It’s easy to say “why don’t you sell your home in california and move to a cheaper state” when you’re at the retirement age but that’s not really an option when you’re in your 20-40s, still in the career phase of your life. If you are an older person who has decided to sell of your home, what do you do with the proceeds from the sale? Stocks? Bonds? No thanks, prefer real estate in desirable urbanizing locations at this stage of the game.
@Jerrelle:
You really think a house is a wise investment now, especially with a mortgage? What happens in 2-3 years (or less) when we see a scenario similar to 2009-2011? Folks will have fun paying (or defaulting) on their mortgages when the value of their houses is 2/3 or less of what it was.
You mention inflation as a prospective driver of increased home prices- will wages also inflate to support these even loftier home prices? If so, that would seem pretty miraculous.
If someone is buying a home as an investment in the current market (to live in or otherwise), that is crazy to me. Stocks are also a risky bet, but that doesn’t mean real estate is any safer at the moment. I have much of my down payment money parked in CDs at 2%, where it will remain until prices come back to reality. Yeah, it’s barely keeping up with inflation (if that), but I’m also not going to lose it in a risky bet on real estate or stocks.

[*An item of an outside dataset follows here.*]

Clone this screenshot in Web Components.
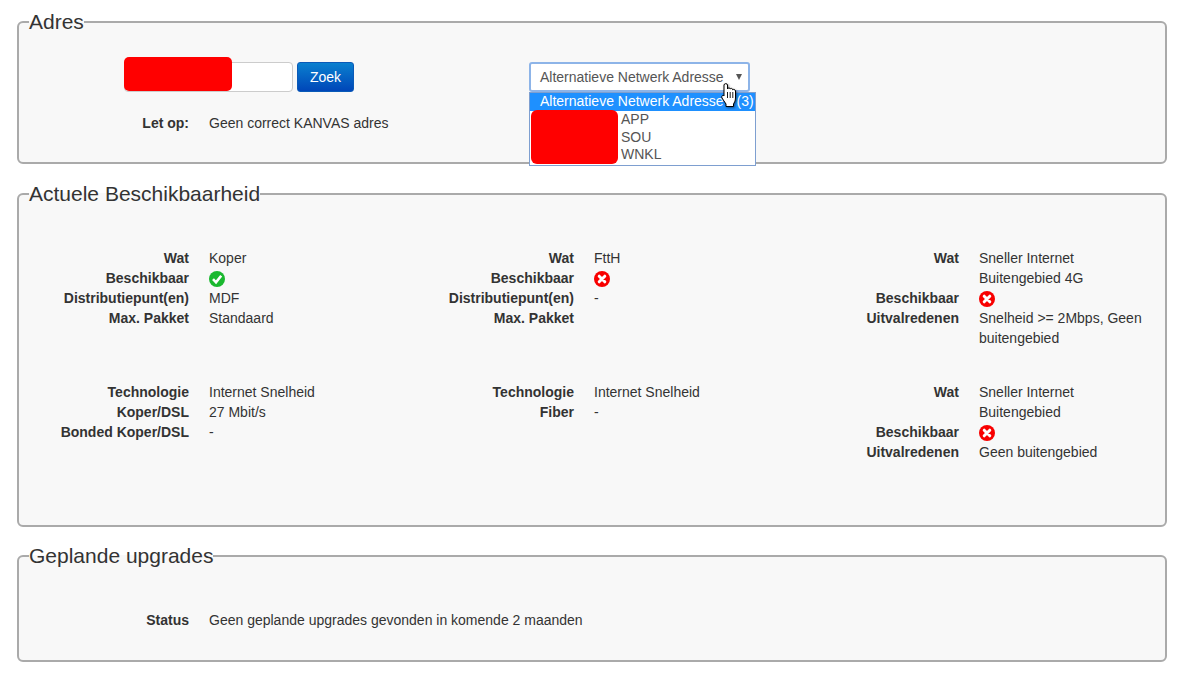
<!DOCTYPE html>
<html lang="nl">
<head>
<meta charset="utf-8">
<title>Adres</title>
<style>
  html, body { margin: 0; background: #fff; }
  body { font: 14px/20px "Liberation Sans", Arial, sans-serif; color: #333; padding: 10px 17px 0 17px; width: 1150px; }
</style>
</head>
<body>

<info-panel title="Adres" style="height:154px">
  <address-search></address-search>
  <info-fact label="Let op:" style="margin-top:21px">Geen correct KANVAS adres</info-fact>
</info-panel>

<info-panel title="Actuele Beschikbaarheid" style="height:345px;margin-top:18px">
  <fact-grid style="padding-top:43px">
    <fact-column>
      <info-fact label="Wat">Koper</info-fact>
      <info-fact label="Beschikbaar"><status-icon kind="ok"></status-icon></info-fact>
      <info-fact label="Distributiepunt(en)">MDF</info-fact>
      <info-fact label="Max. Pakket">Standaard</info-fact>
    </fact-column>
    <fact-column>
      <info-fact label="Wat">FttH</info-fact>
      <info-fact label="Beschikbaar"><status-icon kind="no"></status-icon></info-fact>
      <info-fact label="Distributiepunt(en)">-</info-fact>
      <info-fact label="Max. Pakket"></info-fact>
    </fact-column>
    <fact-column>
      <info-fact label="Wat">Sneller Internet<br>Buitengebied 4G</info-fact>
      <info-fact label="Beschikbaar"><status-icon kind="no"></status-icon></info-fact>
      <info-fact label="Uitvalredenen">Snelheid &gt;= 2Mbps, Geen buitengebied</info-fact>
    </fact-column>
    <fact-column>
      <info-fact label="Technologie">Internet Snelheid</info-fact>
      <info-fact label="Koper/DSL">27 Mbit/s</info-fact>
      <info-fact label="Bonded Koper/DSL">-</info-fact>
    </fact-column>
    <fact-column>
      <info-fact label="Technologie">Internet Snelheid</info-fact>
      <info-fact label="Fiber">-</info-fact>
    </fact-column>
    <fact-column>
      <info-fact label="Wat">Sneller Internet<br>Buitengebied</info-fact>
      <info-fact label="Beschikbaar"><status-icon kind="no"></status-icon></info-fact>
      <info-fact label="Uitvalredenen">Geen buitengebied</info-fact>
    </fact-column>
  </fact-grid>
</info-panel>

<info-panel title="Geplande upgrades" style="height:118px;margin-top:17px">
  <info-fact label="Status" style="padding-top:43px">Geen geplande upgrades gevonden in komende 2 maanden</info-fact>
</info-panel>

<script>
class InfoPanel extends HTMLElement {
  constructor() {
    super();
    this.attachShadow({ mode: 'open' });
  }
  connectedCallback() {
    this.shadowRoot.innerHTML = `
      <style>
        :host { display: block; box-sizing: border-box; }
        fieldset {
          box-sizing: border-box; height: 100%; margin: 0; padding: 0;
          min-width: 0; background: #f8f8f8;
          border: 2px solid #aaa; border-radius: 6px;
        }
        legend {
          margin-left: 10px; padding: 0; font-size: 21px; line-height: 23px; color: #333;
        }
      </style>
      <fieldset>
        <legend>${this.getAttribute('title')}</legend>
        <slot></slot>
      </fieldset>`;
  }
}
customElements.define('info-panel', InfoPanel);

class InfoFact extends HTMLElement {
  constructor() {
    super();
    this.attachShadow({ mode: 'open' });
  }
  connectedCallback() {
    this.shadowRoot.innerHTML = `
      <style>
        :host { display: grid; grid-template-columns: 170px 1fr; column-gap: 20px; line-height: 20px; }
        b { text-align: right; font-weight: bold; }
      </style>
      <b>${this.getAttribute('label')}</b>
      <div><slot></slot></div>`;
  }
}
customElements.define('info-fact', InfoFact);

class FactGrid extends HTMLElement {
  constructor() {
    super();
    this.attachShadow({ mode: 'open' }).innerHTML = `
      <style>
        :host { display: grid; grid-template-columns: 385px 385px 1fr; row-gap: 34px; }
      </style>
      <slot></slot>`;
  }
}
customElements.define('fact-grid', FactGrid);

class FactColumn extends HTMLElement {
  constructor() {
    super();
    this.attachShadow({ mode: 'open' }).innerHTML = `
      <style>:host { display: block; }</style>
      <slot></slot>`;
  }
}
customElements.define('fact-column', FactColumn);

class StatusIcon extends HTMLElement {
  constructor() {
    super();
    this.attachShadow({ mode: 'open' });
  }
  connectedCallback() {
    const ok = this.getAttribute('kind') === 'ok';
    const mark = ok
      ? '<path d="M4 8.2 7 11.3 12.2 4.8" fill="none" stroke="#fff" stroke-width="2.6"/>'
      : '<path d="M5.2 5.2 10.8 10.8M10.8 5.2 5.2 10.8" fill="none" stroke="#fff" stroke-width="3" stroke-linecap="round"/>';
    this.shadowRoot.innerHTML = `
      <style>
        :host { display: block; height: 17px; padding-top: 3px; }
        svg { display: block; }
      </style>
      <svg width="16" height="16" viewBox="0 0 16 16">
        <circle cx="8" cy="8" r="8" fill="${ok ? '#1ab82f' : '#f80000'}"/>${mark}
      </svg>`;
  }
}
customElements.define('status-icon', StatusIcon);

class HandCursor extends HTMLElement {
  constructor() {
    super();
    this.attachShadow({ mode: 'open' }).innerHTML = `
      <style>
        :host { display: block; width: 16px; height: 25px; }
        svg { display: block; overflow: visible; filter: drop-shadow(1px 1px 1px rgba(0,0,0,.45)); }
      </style>
      <svg width="16" height="25" viewBox="0 0 16 25">
        <path d="M3 2C3 .2 6.5 .2 6.5 2V6C7 4.5 9 4.5 9.2 6 9.8 5 11.5 5.2 11.7 6.8 12.3 6 14.3 6.4 14.5 8V15C14.5 18 13 20 12.5 21V23.5H5V21L1 15C0 13 2 11.5 3 13Z" fill="#fff" stroke="#000" stroke-width="1" stroke-linejoin="round"/>
        <path d="M6.5 9V15M9.2 9V15M11.8 9V15" stroke="#000" stroke-width=".9" fill="none"/>
      </svg>`;
  }
}
customElements.define('hand-cursor', HandCursor);

class AddressSearch extends HTMLElement {
  constructor() {
    super();
    this.attachShadow({ mode: 'open' }).innerHTML = `
      <style>
        :host { display: flex; align-items: flex-start; position: relative; padding: 29px 0 0 105px; }
        .input {
          box-sizing: border-box; width: 169px; height: 30px;
          background: #fff; border: 1px solid #ccc; border-radius: 4px;
        }
        button {
          box-sizing: border-box; width: 57px; height: 30px; margin-left: 4px; padding: 0;
          font: 14px "Liberation Sans", Arial, sans-serif; color: #fff;
          background: linear-gradient(#0a80cf, #0046b8);
          border: 1px solid #0a5ab8; border-radius: 3px;
        }
        .redact { position: absolute; background: #f00; border-radius: 5px; }
        .search-mask { left: 105px; top: 24px; width: 108px; height: 34px; }
        .select {
          box-sizing: border-box; width: 221px; height: 30px; margin-left: 175px; padding: 0 0 0 9px;
          display: flex; align-items: center; justify-content: space-between;
          background: #fff; color: #555; border: 2px solid #8db4e8; border-radius: 3px;
        }
        .arrow {
          width: 0; height: 0; margin-right: 6px;
          border-style: solid; border-width: 6px 3px 0 3px; border-color: #555 transparent transparent;
        }
        .menu {
          position: absolute; left: 510px; top: 59px; width: 227px; height: 74px; box-sizing: border-box;
          background: #fff; border: 1px solid #7e9fd0; color: #555; z-index: 2;
          line-height: 17.5px;
        }
        .menu .active { background: #1e90ff; color: #fff; height: 18px; line-height: 17px; padding-left: 10px; white-space: nowrap; }
        .menu .active span { margin-left: 9px; }
        .menu .item { padding-left: 91px; }
        .menu-mask { left: 1px; top: 17px; width: 87px; height: 54px; border-radius: 6px; }
        hand-cursor { position: absolute; left: 702px; top: 50px; z-index: 3; }
      </style>
      <div class="input"></div>
      <div class="redact search-mask"></div>
      <button>Zoek</button>
      <div class="select"><span>Alternatieve Netwerk Adresse</span><span class="arrow"></span></div>
      <div class="menu">
        <div class="active">Alternatieve Netwerk Adresse <span>(3)</span></div>
        <div class="item">APP</div>
        <div class="item">SOU</div>
        <div class="item">WNKL</div>
        <div class="redact menu-mask"></div>
      </div>
      <hand-cursor></hand-cursor>`;
  }
}
customElements.define('address-search', AddressSearch);
</script>
</body>
</html>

Successful investors generally buy low and sell high. Now is probably not the “buy low†stage.
B-V is SUPER ghetto!
Just cus the richer gangsta people live in B-V, does not mean they cut all their ties to the streets. I’ve driven through the quiet streets on a weekend night and always see a few pimped out escalades and dark SUVs crusing around, as well as congregations of people “hanging out” in their front yards. Not a safe or comparable place to Culver city if you ask me and guess what, it is priced accordingly!
Baldwin Vista = Ghetto
This bubble is killing me. I’m in the house price concentration camp, whilst others are having Bubble Party 2.0 LONGWAVE.
What a never-ending trip we’ve got Lord Blankmind getting feathers ruffled by any suggestion that California dreamers looking to cash in on the party are ego maniacs and the baldwin vista guy shilling for his neighborhood for something like the 20th time now. You’d think that if these guys were confident about their bets they wouldn’t need to convince the rest of us to join them.
^^This^^
Just doing my usual public service announcements here. Any and all BS will be called out. I wished I could take a time machine back 30 years to 1985 and buy “cheap” real estate.
Allow me to be the first to call BS on any notion that you’re here to help anybody but yourself.
Pride goeth before the fall.
we probably need to sell our burbank house either this June or next June to avoid capital gains tax. We are renting at a decent profit to renters who want to stay as long as we willl let them. Do you all think our price will be better to go to market in late June 2015 or may 2016. is the potential fed rate hike going to reverse the rise in prices by early next summer? Don’t want to sell as I’d like to move back some time but have a good bit of debt in the house that would go away by selling. Any Ideas?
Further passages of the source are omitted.